Still, all those who understand that the right of dissent is the cornerstone of a free society should be concerned with recent developments there. Rather than being marked by the continued development of Russian democracy, the past few years have brought a regression. This is bad not only for Russia's people but also for its neighbors and the entire free world. For while a democratic Russia would be a powerful ally in promoting freedom and stability around the world, an authoritarian Russia would undermine these efforts and thereby weaken the security of free nations everywhere.
Many democratic leaders are sympathetic with Khodorkovsky but are unwilling to press the Russians to release him for fear that this issue will undermine efforts to resolve other geopolitical issues. But I know as well as anyone that the supposed trade-off between democratic idealism and geopolitical realism is largely a false choice. In the early 1980s, my wife, Avital, who had been mounting a worldwide campaign for my own release from prison in the Soviet Union, had the hard facts of realpolitik explained to her by a senior White House official in an administration that was extremely sympathetic to my plight. Pointing to a map of the world, the official outlined the many geopolitical issues that were at stake between the United States and the Soviet Union. "Do you really believe," he asked, "that we can subordinate all these issues to the question of your husband's release?"
"What you don't understand," she replied, "is that only when my husband is released from prison will you be able to resolve these issues."
What the diplomat surely considered the heartfelt yet naive words of a passionate wife nevertheless contained a basic truth. I was imprisoned because of the nature of a Soviet regime that sought to stifle all dissent. And it was the nature of this regime that was at the root of the geopolitical conflict between the two superpowers. When pressure from the United States led to my release -- I was the first political prisoner freed by Mikhail Gorbachev -- it was a sign that the geopolitical challenge posed by the Soviet Union was drawing to a close.

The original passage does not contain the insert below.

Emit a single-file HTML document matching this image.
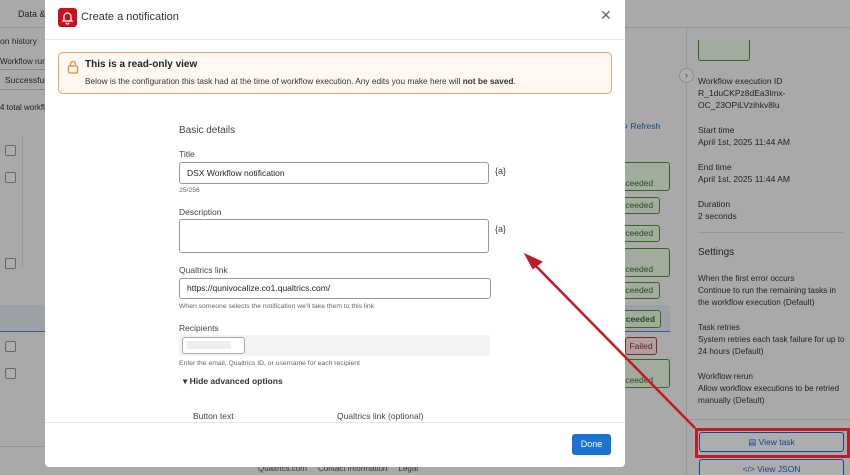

Today, the Soviet Union is no longer an enemy. Russia has a leader, Putin, who sees cooperation with the free world as the way to restore his country to its former greatness. But the feeble protests of the free world to Khodorkovsky's arrest, and the refusal to make Moscow pay any price for its rollback of democratic freedoms, have led those in the Kremlin to believe that they can consolidate power in Russia through undemocratic means and still win the cooperation with the West that they seek.
Any concern two years ago about the potential fallout from imprisoning an international figure has proved misplaced. The dramatic drop in foreign investment of which some had warned never materialized. And whereas some people were arguing in the wake of Khodorkovsky's arrest that Russia should not be invited to that year's Group of Eight summit, Moscow is now set to host the next summit of industrial nations. Indeed, from the Kremlin's perspective, the move against Khodorkovsky, which has silenced both the opposition and the media, has been an unmitigated success.
This is unfortunate. Just as the failure to press the Kremlin to free Khodorkovsky has facilitated its efforts to consolidate power and restrict freedoms, successfully pressuring the Kremlin to free Khodorkovsky would help restore those freedoms and help return Russia to the path of democratic reform.
The Khodorkovsky case presents a real opportunity for those concerned about the state of democracy in Russia to take a stand. By pressuring the Russian authorities to end this travesty of justice, the free world would be strengthening democracy within Russia and thereby strengthening an alliance between Russia and the democratic world that is critically important to our common future.
The writer was imprisoned as a Soviet dissident for nine years. He is a former member of the Israeli cabinet and co-author of "The Case for Democracy: The Power of Freedom to Overcome Tyranny and Terror."